__WHAT IS NEEDED__
Go over the listing below line by line and tally those containing "index". Give only the tally.

__RECORDED INFORMATION__

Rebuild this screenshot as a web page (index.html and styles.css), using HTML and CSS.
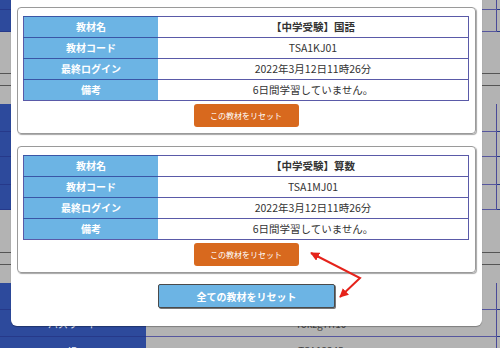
FILE: index.html
```html
<!DOCTYPE html>
<html lang="ja">
<head>
  <meta charset="UTF-8" />
  <title>教材リセット</title>
  <link rel="stylesheet" href="styles.css">
</head>
<body>
  <!-- 背景のページ（モーダルの下） -->
  <div class="page">
    <div class="row blue thin"><div class="head"></div><div class="cell"></div></div>
    <div class="row blue r22"><div class="head"></div><div class="cell"></div></div>
    <div class="band b42 dark-line"></div>
    <div class="band b12 dark-line"></div>
    <div class="band b18"></div>
    <div class="row blue r28"><div class="head"></div><div class="cell"></div></div>
    <div class="row blue r25"><div class="head"></div><div class="cell"></div></div>
    <div class="row blue r28"><div class="head"></div><div class="cell"></div></div>
    <div class="row blue r25"><div class="head"></div><div class="cell"></div></div>
    <div class="band b43 dark-line"></div>
    <div class="band b12 dark-line"></div>
    <div class="band b18"></div>
    <div class="row blue r27"><div class="head"></div><div class="cell"></div></div>
    <div class="row blue r27"><div class="head">パスワード</div><div class="cell">Tokzg7rf10</div></div>
    <div class="row blue r27"><div class="head">ID</div><div class="cell">TSA12345</div></div>
  </div>

  <div class="modal">
    <div class="card">
      <table class="info">
        <tr><th>教材名</th><td class="bold">【中学受験】国語</td></tr>
        <tr><th>教材コード</th><td>TSA1KJ01</td></tr>
        <tr><th>最終ログイン</th><td>2022年3月12日11時26分</td></tr>
        <tr><th>備考</th><td>6日間学習していません。</td></tr>
      </table>
      <button class="reset-one">この教材をリセット</button>
    </div>

    <div class="card">
      <table class="info">
        <tr><th>教材名</th><td class="bold">【中学受験】算数</td></tr>
        <tr><th>教材コード</th><td>TSA1MJ01</td></tr>
        <tr><th>最終ログイン</th><td>2022年3月12日11時26分</td></tr>
        <tr><th>備考</th><td>6日間学習していません。</td></tr>
      </table>
      <button class="reset-one">この教材をリセット</button>
    </div>

    <button class="reset-all">全ての教材をリセット</button>
  </div>

  <!-- 赤い矢印 -->
  <svg class="arrows" width="500" height="348" viewBox="0 0 500 348">
    <defs>
      <marker id="head" viewBox="0 0 10 10" refX="9" refY="5" markerWidth="4.5" markerHeight="4.5" orient="auto-start-reverse">
        <path d="M0 0 L10 5 L0 10 Z" fill="#e5231b" />
      </marker>
    </defs>
    <polyline points="311,253 360,278 340,297" fill="none" stroke="#e5231b" stroke-width="2"
      marker-start="url(#head)" marker-end="url(#head)" />
  </svg>
</body>
</html>
```

FILE: styles.css
```css
body {
  margin: 0;
  width: 500px;
  height: 348px;
  overflow: hidden;
  position: relative;
  font-family: "Noto Sans CJK JP", "Noto Sans", sans-serif;
  background: #b3b3b3;
}

/* 背景 */
.page {
  display: flex;
  flex-direction: column;
}

.row {
  display: flex;
  box-sizing: border-box;
  border-bottom: 1px solid #26398a;
}

.row .head {
  width: 146px;
  background: #2d4a9c;
  color: #e8ecf6;
  font-size: 10px;
  display: flex;
  align-items: center;
  justify-content: center;
}

.row .cell {
  flex: 1;
  background: #b3b3b3;
  color: #444;
  font-size: 10px;
  display: flex;
  align-items: center;
  justify-content: center;
  border-right: 1px solid #4a4a98;
  margin-right: 3px;
  box-shadow: 0 1px 0 #56569e;
}

.thin { height: 10px; }
.r22 { height: 22px; }
.r25 { height: 25px; }
.r27 { height: 27px; }
.r28 { height: 28px; }

.band {
  box-sizing: border-box;
  background: #b3b3b3;
}

.dark-line { border-bottom: 1px solid #555; }
.b12 { height: 12px; }
.b18 { height: 18px; }
.b42 { height: 42px; }
.b43 { height: 43px; }

/* モーダル */
.modal {
  position: absolute;
  left: 11px;
  top: -10px;
  width: 471px;
  box-sizing: border-box;
  padding: 17px 6px 18px;
  background: #fff;
  border-radius: 0 0 6px 6px;
  box-shadow: 0 1px 1px rgba(0, 0, 0, 0.3);
  display: flex;
  flex-direction: column;
  align-items: center;
}

.card {
  width: 459px;
  box-sizing: border-box;
  padding: 8px 6px 6px 5px;
  border: 1px solid #9a9a9a;
  border-radius: 4px;
  box-shadow: 1px 1px 1px rgba(0, 0, 0, 0.35);
  margin-bottom: 12px;
  display: flex;
  flex-direction: column;
  align-items: center;
}

.card + .card {
  margin-bottom: 11px;
}

.info {
  width: 446px;
  border-collapse: collapse;
  border: 1px solid #5a5aa8;
  font-size: 10.5px;
}

.info th,
.info td {
  height: 20px;
  padding: 0;
  text-align: center;
  border-top: 1px solid #5a5aa8;
  line-height: 18px;
}

.info th {
  width: 134px;
  background: #6cb4e4;
  color: #fff;
  font-size: 10px;
  font-weight: bold;
  border-top-color: #3a56a6;
}

.info td {
  color: #333;
}

.info td.bold {
  font-weight: bold;
}

.reset-one {
  margin-top: 3px;
  width: 105px;
  height: 23px;
  border: none;
  border-radius: 3px;
  background: #d8691e;
  color: #fff;
  font-family: inherit;
  font-size: 8px;
  padding: 0;
}

.reset-all {
  width: 177px;
  height: 24px;
  box-sizing: border-box;
  border: 1px solid #4a4a4a;
  border-radius: 2px;
  box-shadow: 1px 1px 0 #777;
  background: #6cb4e4;
  color: #fff;
  font-family: inherit;
  font-size: 10px;
  font-weight: bold;
  padding: 0;
}

.arrows {
  position: absolute;
  left: 0;
  top: 0;
}
```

__RESPONSE TO THE EXERCISE__
2